Después de la «agotadora» jornada, con dos cimas en remonte y el tour por el lago, me invitan a merendar en uno de los restaurantes cercanos. Se me hace la boca agua ante un mostrador repleto de pasteles de un palmo de alto con raciones para alimentar a todo el ejército prusiano. De todos, la torta Schwarzwald me grita ¡cómeme! con tanta insistencia que no puedo más que hincarle el diente.
Ya sólo me resta un día en mi bolsillo de vacaciones y decido acercarme al impresionante monasterio de St. Blasien. Al llegar a esta población, un repiqueteo de pájaro carpintero me anuncia que ya ha empezado el concurso anual de escultura en madera.

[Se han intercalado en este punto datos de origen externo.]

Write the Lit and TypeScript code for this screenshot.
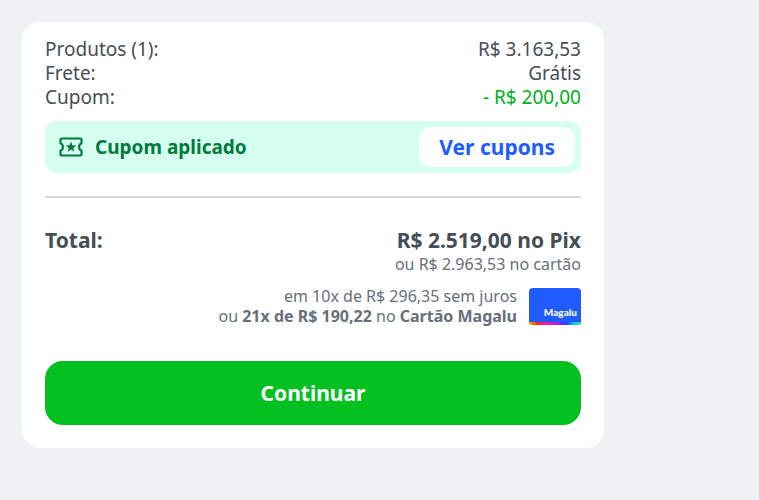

Después de una visita rápida a este, también, pueblo de cuento, me acerco a la iglesia. De estilo clasicista, St. Blasien está formada por veinte columnas que sustentan una impresionante cúpula, la tercera de Europa por su tamaño. Unos amplios ventanales recogen cada uno de los rayos de sol y los proyectan por todos los rincones de la iglesia conformando un espacio claro, abierto, similar a los cielos de los cuadros barrocos.

Despedida del país de los cuentos
Al salir del centro litúrgico, mi sorpresa es mayúscula. Cada bloque de madera ha mostrado su corazón: un duende, un zapatero, un lobo, una oca de oro... Son todos los personajes de los hermanos Grimm que me guiñan el ojo y me recuerdan que en el mundo de las sombras todavía existen los gnomos. ¿Seré capaz de volver para descubrirlos en este país de cuento? Estoy seguro que tarde o temprano lo haré.